Dense Fog Advisory: Expect patchy, thick fog in some locations early Monday as a dense fog advisory has been posted through 8am.
Let's Talk Monday First: Scattered rain will become more likely by Monday morning, especially if you live in towns west of Greenville, Spartanburg and Asheville. In fact, it looks as if most of the rain will stay along and west of Greenville and Asheville for most of the day. Temperatures will be mild with 60s by afternoon and there will also be the possibility for a few thunderstorms due to the mild conditions.
Tuesday: Dry and cooler with a mix of sun and clouds. Highs will reach the 40s in Western NC and 50s for the Upstate.
Wednesday: During the 10pm newscast, I re-introduced rain into Wednesday's forecast. Well, if the latest 0z GFS model is correct in it's projection, then there sure won't be much (if any) rain to go around as a weak system cruises just a hair too far south of us for any widespread rain. I'll keep the chance of spotty showers in there for now, but we may have to remove that again.
Something to Keep an Eye On: Speaking of the latest version of the GFS forecast model (0z), it shows a potential coastal storm on it's projection of next Monday's time frame.

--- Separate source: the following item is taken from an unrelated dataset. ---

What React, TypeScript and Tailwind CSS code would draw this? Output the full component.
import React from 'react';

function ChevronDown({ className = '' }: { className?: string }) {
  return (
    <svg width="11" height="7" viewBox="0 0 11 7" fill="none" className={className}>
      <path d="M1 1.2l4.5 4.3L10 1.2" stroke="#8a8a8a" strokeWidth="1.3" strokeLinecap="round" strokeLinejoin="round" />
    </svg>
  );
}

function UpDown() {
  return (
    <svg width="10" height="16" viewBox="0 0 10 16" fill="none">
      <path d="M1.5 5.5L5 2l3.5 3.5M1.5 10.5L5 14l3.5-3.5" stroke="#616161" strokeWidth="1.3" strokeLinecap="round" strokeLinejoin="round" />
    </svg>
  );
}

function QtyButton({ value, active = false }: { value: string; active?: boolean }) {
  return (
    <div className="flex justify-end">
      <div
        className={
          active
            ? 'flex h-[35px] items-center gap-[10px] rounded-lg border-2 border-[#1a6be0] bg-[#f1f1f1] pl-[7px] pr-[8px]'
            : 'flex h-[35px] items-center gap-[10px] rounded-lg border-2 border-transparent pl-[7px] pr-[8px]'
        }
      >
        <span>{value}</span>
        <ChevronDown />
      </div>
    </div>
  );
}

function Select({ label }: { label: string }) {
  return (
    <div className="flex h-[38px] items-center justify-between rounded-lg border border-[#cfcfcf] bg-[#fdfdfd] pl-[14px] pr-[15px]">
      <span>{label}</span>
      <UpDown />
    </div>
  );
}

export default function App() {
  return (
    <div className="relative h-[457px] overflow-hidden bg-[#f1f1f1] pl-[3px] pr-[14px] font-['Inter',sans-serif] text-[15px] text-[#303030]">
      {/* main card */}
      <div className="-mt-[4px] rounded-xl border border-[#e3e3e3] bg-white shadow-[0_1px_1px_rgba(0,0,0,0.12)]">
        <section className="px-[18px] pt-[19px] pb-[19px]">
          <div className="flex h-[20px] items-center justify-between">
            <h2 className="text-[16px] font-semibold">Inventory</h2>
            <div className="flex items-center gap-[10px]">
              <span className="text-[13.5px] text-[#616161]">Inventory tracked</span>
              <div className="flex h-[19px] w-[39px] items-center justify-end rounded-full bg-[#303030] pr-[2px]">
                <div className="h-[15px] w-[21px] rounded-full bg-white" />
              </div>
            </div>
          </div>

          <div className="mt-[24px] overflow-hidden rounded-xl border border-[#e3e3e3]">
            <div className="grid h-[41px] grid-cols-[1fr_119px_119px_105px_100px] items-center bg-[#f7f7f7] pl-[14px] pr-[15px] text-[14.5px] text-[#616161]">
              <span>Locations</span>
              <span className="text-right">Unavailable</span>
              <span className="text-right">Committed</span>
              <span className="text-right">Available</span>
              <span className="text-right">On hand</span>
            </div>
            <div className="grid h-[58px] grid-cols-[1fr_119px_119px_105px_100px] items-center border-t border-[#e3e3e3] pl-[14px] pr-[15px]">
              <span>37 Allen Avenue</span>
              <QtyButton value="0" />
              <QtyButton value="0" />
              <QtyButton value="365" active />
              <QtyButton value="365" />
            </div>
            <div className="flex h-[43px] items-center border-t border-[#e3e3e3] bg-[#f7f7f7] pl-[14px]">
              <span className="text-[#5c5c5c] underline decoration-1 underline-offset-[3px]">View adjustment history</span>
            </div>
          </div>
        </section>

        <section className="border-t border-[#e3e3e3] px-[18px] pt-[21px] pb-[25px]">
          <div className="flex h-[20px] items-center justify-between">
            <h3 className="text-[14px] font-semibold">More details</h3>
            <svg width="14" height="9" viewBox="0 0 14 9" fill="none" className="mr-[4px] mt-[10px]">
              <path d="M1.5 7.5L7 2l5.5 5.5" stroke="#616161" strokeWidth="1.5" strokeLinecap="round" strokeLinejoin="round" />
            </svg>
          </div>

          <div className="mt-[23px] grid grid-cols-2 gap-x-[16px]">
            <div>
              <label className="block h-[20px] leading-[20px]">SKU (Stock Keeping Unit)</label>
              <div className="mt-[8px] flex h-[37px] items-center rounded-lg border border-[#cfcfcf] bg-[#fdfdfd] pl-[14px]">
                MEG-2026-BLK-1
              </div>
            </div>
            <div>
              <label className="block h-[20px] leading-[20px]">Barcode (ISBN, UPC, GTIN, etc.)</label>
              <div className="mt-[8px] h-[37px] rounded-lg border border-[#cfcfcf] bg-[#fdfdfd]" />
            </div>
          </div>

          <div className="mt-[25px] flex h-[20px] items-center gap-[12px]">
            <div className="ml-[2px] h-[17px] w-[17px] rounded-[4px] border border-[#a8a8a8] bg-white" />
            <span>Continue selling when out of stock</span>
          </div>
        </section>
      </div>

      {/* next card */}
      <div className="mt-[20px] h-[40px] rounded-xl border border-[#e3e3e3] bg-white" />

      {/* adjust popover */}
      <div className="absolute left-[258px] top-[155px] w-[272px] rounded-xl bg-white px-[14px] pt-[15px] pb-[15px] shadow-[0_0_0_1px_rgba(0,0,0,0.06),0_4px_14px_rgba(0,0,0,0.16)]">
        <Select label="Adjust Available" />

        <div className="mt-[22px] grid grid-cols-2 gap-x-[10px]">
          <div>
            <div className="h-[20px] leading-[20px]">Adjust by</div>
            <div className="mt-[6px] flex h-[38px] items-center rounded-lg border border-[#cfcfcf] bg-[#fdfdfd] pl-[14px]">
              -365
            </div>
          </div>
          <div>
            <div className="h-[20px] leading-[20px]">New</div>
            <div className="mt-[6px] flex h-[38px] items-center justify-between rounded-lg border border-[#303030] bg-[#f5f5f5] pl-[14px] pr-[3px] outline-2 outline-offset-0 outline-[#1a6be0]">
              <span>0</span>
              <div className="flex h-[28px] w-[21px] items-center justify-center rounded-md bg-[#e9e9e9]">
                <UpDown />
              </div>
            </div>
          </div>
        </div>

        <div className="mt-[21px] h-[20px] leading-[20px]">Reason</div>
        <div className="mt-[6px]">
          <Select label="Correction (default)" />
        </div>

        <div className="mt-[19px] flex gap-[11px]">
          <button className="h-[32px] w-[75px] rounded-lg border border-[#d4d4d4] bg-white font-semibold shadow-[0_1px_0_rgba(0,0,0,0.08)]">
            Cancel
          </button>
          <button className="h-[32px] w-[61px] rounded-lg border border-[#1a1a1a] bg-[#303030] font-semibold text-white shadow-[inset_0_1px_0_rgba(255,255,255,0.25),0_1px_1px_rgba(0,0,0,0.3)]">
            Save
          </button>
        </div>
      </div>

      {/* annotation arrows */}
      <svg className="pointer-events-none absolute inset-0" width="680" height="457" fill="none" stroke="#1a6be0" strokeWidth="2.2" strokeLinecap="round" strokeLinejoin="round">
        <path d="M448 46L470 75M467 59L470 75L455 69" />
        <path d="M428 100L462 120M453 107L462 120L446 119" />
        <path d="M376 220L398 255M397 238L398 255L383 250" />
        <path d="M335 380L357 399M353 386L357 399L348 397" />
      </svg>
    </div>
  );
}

Along with this coastal storm, the 5000ft temperatures shown are very close to supporting wintry precipitation area-wide if the forecast model is correct.

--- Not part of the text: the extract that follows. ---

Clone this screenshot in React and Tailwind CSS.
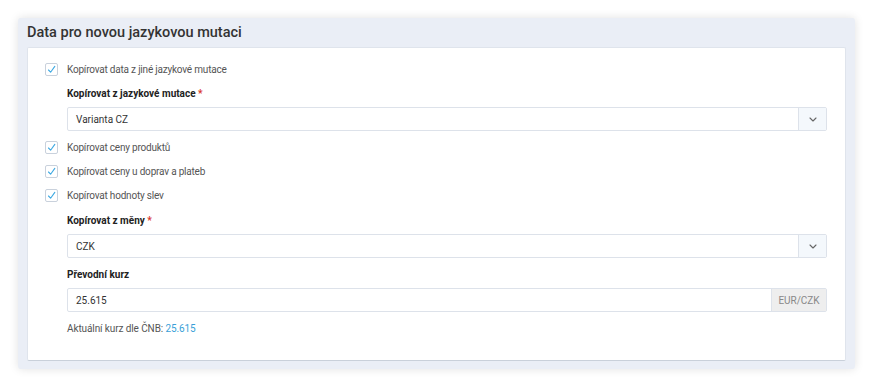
const Check = () => (
  <span className="flex h-[13px] w-[13px] shrink-0 items-center justify-center rounded-[2px] border border-[#c9d1dc] bg-white">
    <svg width="9" height="9" viewBox="0 0 9 9" fill="none">
      <path d="M1.5 5 L3.6 7.2 L7.8 1.4" stroke="#3ea9e2" strokeWidth="1.1" strokeLinecap="round" strokeLinejoin="round" />
    </svg>
  </span>
);

const CheckRow = ({ label }) => (
  <label className="flex h-[24px] items-center gap-[9px] text-[10px] tracking-[-0.2px] text-[#555]">
    <Check />
    <span>{label}</span>
  </label>
);

const Label = ({ children, required }) => (
  <div className="mb-[6px] text-[10px] font-bold text-[#222]">
    {children}
    {required && <span className="text-[#d9342b]"> *</span>}
  </div>
);

const Select = ({ value }) => (
  <div className="flex h-[24px] rounded-[2px] border border-[#dde2ea] bg-white">
    <div className="flex flex-1 items-center px-[8px] text-[10px] text-[#333]">{value}</div>
    <div className="flex w-[28px] items-center justify-center border-l border-[#dde2ea] bg-[#f4f8fc]">
      <svg width="8" height="5" viewBox="0 0 8 5" fill="none">
        <path d="M1 1 L4 4 L7 1" stroke="#666" strokeWidth="1.1" strokeLinecap="round" strokeLinejoin="round" />
      </svg>
    </div>
  </div>
);

export default function App() {
  return (
    <div className="min-h-[387px] bg-white pl-[18px] pr-[15px] pt-[18px] font-['Roboto',sans-serif]">
      <div className="rounded-[3px] bg-[#eaeef6] px-[9px] pb-[8px] shadow-[0_0_10px_rgba(0,0,0,0.12)]">
        <h2 className="flex h-[29px] items-center text-[14.5px] font-medium text-[#333]">
          Data pro novou jazykovou mutaci
        </h2>
        <div className="rounded-[2px] border border-[#dfe4ec] border-b-[#c9d0da] bg-white pl-[17px] pr-[18px] pt-[9px] pb-[24px]">
          <CheckRow label="Kopírovat data z jiné jazykové mutace" />
          <div className="pl-[22px] pt-[5px]">
            <Label required>Kopírovat z jazykové mutace</Label>
            <Select value="Varianta CZ" />
          </div>
          <div className="pt-[4px]">
            <CheckRow label="Kopírovat ceny produktů" />
            <CheckRow label="Kopírovat ceny u doprav a plateb" />
            <CheckRow label="Kopírovat hodnoty slev" />
          </div>
          <div className="pl-[22px] pt-[6px]">
            <Label required>Kopírovat z měny</Label>
            <Select value="CZK" />
            <div className="pt-[9px]">
              <Label>Převodní kurz</Label>
              <div className="flex h-[24px] rounded-[2px] border border-[#dde2ea] bg-white">
                <div className="flex flex-1 items-center px-[8px] text-[10px] text-[#333]">25.615</div>
                <div className="flex w-[55px] items-center justify-center border-l border-[#dde2ea] bg-[#eeeeee] text-[10px] text-[#888]">
                  EUR/CZK
                </div>
              </div>
            </div>
            <div className="pt-[9px] text-[10px] tracking-[-0.1px] text-[#555]">
              Aktuální kurz dle ČNB: <span className="text-[#3a9fd8]">25.615</span>
            </div>
          </div>
        </div>
      </div>
    </div>
  );
}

We have to keep in mind that it's the middle of December and tonight's projection is most likely going to be a one-hit wonder and pull a disappearing act meaning it will probably go missing or won't be shown on forecast model versions in the coming days. Three things could happen with this: (1) Future runs may not be cold enough to support wintry precipitation, (2) the storm track could be further inland or (3) the winter storm setup will likely fade all-together.
However, some interesting aspects of this situation are worth noting. One is that there has been a lot of cold air bottled up in Canada since late November and snow-cover is impressive in southern Canada. In fact, Canada as well as the upper-Midwest will have snow-cover lying around a week from now which could aid a colder airmass moving south. Also, the Pacific jet stream has been very active and at times down-right dominant lately in keeping most of the very cold air in Canada from moving south toward us. However, at some point the tug-of-war between the Pacific stream and the cold air trying to move south out of Canada could spark a combustible setup in terms of the potential for a strong, early season system.
Take it for what it's worth, but I am doubting that enough cold air in Canada will push south to ultimately win the tug-of-war with the Pacific and that this chance will probably fall off the table.
We will keep an eye on it and we have plenty of time to do so.